PHOTO
Carceri sovraffollate persino in Molise: ma i 5S hanno la soluzione...
Mentre in campo ci sono proposte discutibili come lo stipendio “virtuale” per i detenuti che lavorano, facendo improbabili confronti con i Paesi europei del nord che, però – a differenza nostra -, mettono in atto il principio del carcere come estrema soluzione, il sovraffollamento sta raggiungendo numeri allarmanti. Al 31 ottobre 2019, secondo i dati pubblicati sul sito del ministero della Giustizia, i detenuti ristretti nelle 190 carceri italiane sono 60.985 rispetto ad una capienza regolamentare di 50.474 posti disponibili.
Cioè vuol dire che risultano 10.511 detenuti in più, mentre il mese precedente ne risultavano invece 10.409. Il trend del sovraffollamento è quindi in continua crescita, soprattutto in assenza di misure deflattive come le pene alternative e l’utilizzazione del ricorso al carcere come extrema ratio. Per comprendere l’allarmante tasso di crescita, basti pensare che il picco più alto di quest’anno, prima di quello attuale, si era registrato al 31 marzo, con 10.097 ristretti oltre la capienza regolamentare. Si registra quindi un balzo enorme essendo arrivati a 10.511.
Un altro paragone da fare è quello con i numeri al 31 ottobre dell’anno scorso: erano 9.187 i detenuti in più. Un balzo notevole che dovrebbe allarmare visto che se il trend dovesse confermarsi, il rischio di ritornare ai livelli che scaturì la sentenza pilota Torreggiani emessa dalla corte europea di Strasburgo non è così lontano.
D’altronde, nonostante i diversi “piano carceri” del passato dediti alla costruzione di nuovi penitenziari, l’Italia è stata condanna ben due volte dalla corte europea dei diritti umani: la sentenza Sulejmanovic del 2009, dove per la prima volta la Corte europea accerta la violazione dell’articolo 3 della convenzione per eccessivo sovraffollamento carcerario, e appunto la Torregiani che ha costretto il nostro Paese a rivedere la pena e trovare percorsi alternativi al carcere. Così accadde attraverso misure come i decreti chiamati, a torto, svuotacarceri e altre misure deflattive.
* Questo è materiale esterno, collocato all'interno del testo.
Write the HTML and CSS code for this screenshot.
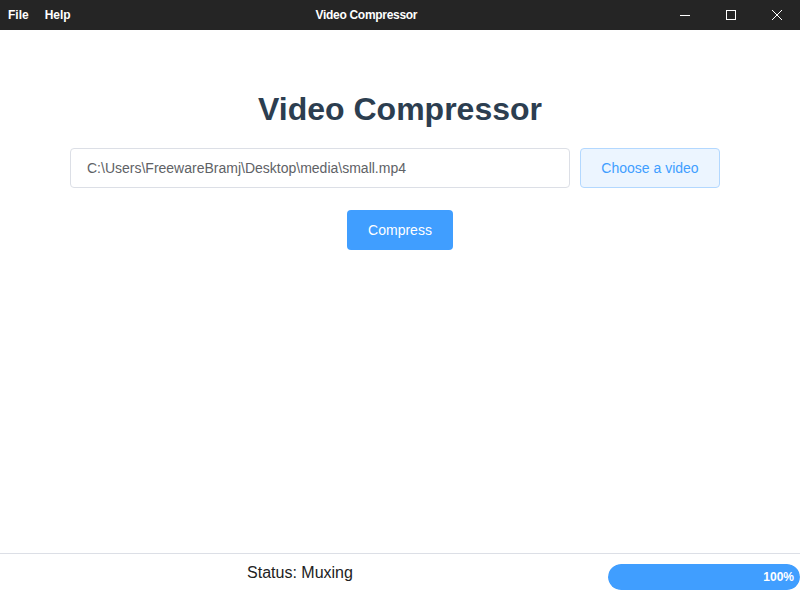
FILE: index.html
```html
<!DOCTYPE html>
<html lang="en">
<head>
    <meta charset="UTF-8">
    <meta name="viewport" content="width=device-width, initial-scale=1.0">
    <title>Video Compressor</title>
    <link rel="stylesheet" href="styles.css">
</head>
<body>
    <div class="titlebar">
        <div class="menu">
            <span>File</span>
            <span>Help</span>
        </div>
        <div class="window-title">Video Compressor</div>
        <div class="window-controls">
            <span class="control">
                <svg width="12" height="12" viewBox="0 0 12 12"><line x1="1" y1="6.5" x2="11" y2="6.5" stroke="#fff" stroke-width="1"/></svg>
            </span>
            <span class="control">
                <svg width="12" height="12" viewBox="0 0 12 12"><rect x="1.5" y="1.5" width="9" height="9" fill="none" stroke="#fff" stroke-width="1"/></svg>
            </span>
            <span class="control">
                <svg width="12" height="12" viewBox="0 0 12 12"><path d="M1 1 L11 11 M11 1 L1 11" stroke="#fff" stroke-width="1"/></svg>
            </span>
        </div>
    </div>

    <div class="main">
        <h1>Video Compressor</h1>
        <div class="file-row">
            <input type="text" class="file-input" value="C:\Users\FreewareBramj\Desktop\media\small.mp4" readonly>
            <button class="choose-btn">Choose a video</button>
        </div>
        <button class="compress-btn">Compress</button>
    </div>

    <div class="footer">
        <div class="status">Status: Muxing</div>
        <div class="progress">
            <div class="progress-bar" style="width: 100%">100%</div>
        </div>
    </div>
</body>
</html>
```

FILE: styles.css
```css
html, body {
    height: 100%;
}

body {
    font-family: "Liberation Sans", Arial, sans-serif;
    margin: 0;
    display: flex;
    flex-direction: column;
    background-color: #fff;
    overflow: hidden;
}

.titlebar {
    height: 30px;
    background-color: #252525;
    color: #fff;
    display: flex;
    align-items: center;
    font-size: 12px;
    font-weight: bold;
}

.menu {
    display: flex;
    gap: 16px;
    padding-left: 8px;
}

.window-title {
    flex: 1;
    text-align: center;
    letter-spacing: -0.3px;
}

.window-controls {
    display: flex;
}

.control {
    width: 46px;
    height: 30px;
    display: flex;
    align-items: center;
    justify-content: center;
}

.main {
    flex: 1;
    display: flex;
    flex-direction: column;
    align-items: center;
}

h1 {
    color: #2c3e50;
    font-size: 32px;
    margin: 61px 0 20px;
    line-height: 37px;
}

.file-row {
    display: flex;
    gap: 10px;
    width: 650px;
    margin-right: 10px;
}

.file-input {
    flex: 1;
    height: 40px;
    box-sizing: border-box;
    border: 1px solid #dcdfe6;
    border-radius: 4px;
    padding: 0 16px;
    font-family: inherit;
    font-size: 14px;
    color: #606266;
    outline: none;
}

.choose-btn {
    width: 140px;
    height: 40px;
    background-color: #ecf5ff;
    border: 1px solid #b3d8ff;
    color: #409eff;
    border-radius: 4px;
    font-family: inherit;
    font-size: 14px;
}

.compress-btn {
    margin-top: 22px;
    width: 106px;
    height: 40px;
    background-color: #409eff;
    border: none;
    color: #fff;
    border-radius: 4px;
    font-family: inherit;
    font-size: 14px;
}

.footer {
    height: 46px;
    border-top: 1px solid #dcdfe6;
    display: flex;
    align-items: flex-start;
}

.status {
    flex: 1;
    text-align: center;
    font-size: 16px;
    line-height: 18px;
    color: #222;
    padding-top: 10px;
}

.progress {
    width: 192px;
    height: 26px;
    margin-left: 8px;
    margin-top: 10px;
    border-radius: 13px;
    background-color: #ebeef5;
    overflow: hidden;
}

.progress-bar {
    height: 100%;
    background-color: #409eff;
    color: #fff;
    font-size: 12px;
    font-weight: bold;
    line-height: 26px;
    text-align: right;
    padding-right: 6px;
    box-sizing: border-box;
    border-radius: 13px;
}
```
Poi è cambiata la sensibilità politica e si è fermato tutto. Non solo togliendo di mezzo lo spirito degli stati generali sull’esecuzione penale promosso dall’allora ministro della giustizia Andrea Orlando, non solo approvando – a metà – la riforma dell’ordinamento penitenziario, ma c’è stato un continuo e inesorabile innalzamento delle pene ed estensione del famoso 4 bis ( articolo nato come misura emergenziale e solamente per reati gravi come mafia e terrorismo) verso altri reati non emergenziali come la corruzione. Una miscela, di fatto, esplosiva per il sistema penitenziario.
Sempre ritornando ai dati del sovraffollamento, com’è sempre stato ribadito più volte, i numeri relativi al mese scorso risulterebbero addirittura maggiori se dovessimo sottrarre dalla capienza regolamentare i 3.704 posti non disponibili perché inagibili, oppure in via di ristrutturazione. Dato estrapolato dall’esponente del Partito Radicale Rita Bernardini, grazie all’analisi delle schede di ogni singolo istituto aggiornato dal ministero.
Un dato che ci riporta alla vera dimensione del problema e quindi dell’effettiva emergenza in corso. Altro importante dato da prendere in considerazione l’ha dato il Garante nazionale delle persone private della libertà: ben 5mila detenuti sono in carcere perché condannati ad una pena inferiori a due anni. Proprio ieri, al carcere di Viterbo, si è suicidato un sudanese di 24 anni: doveva scontare solo un anno di pena. A darne notizia è stato il Garante regionale Stefano Anastasìa. Siamo sicuri che il carcere sia indispensabile per questi soggetti? Dati del genere smentiscono, di fatto, il luogo comune che in carcere non ci va più nessuno. È l’esatto contrario: ci si va, nonostante che il reato non sia grave e senza contemplare le misure alternative, funzionali al vero graduale recupero e reinserimento nella società.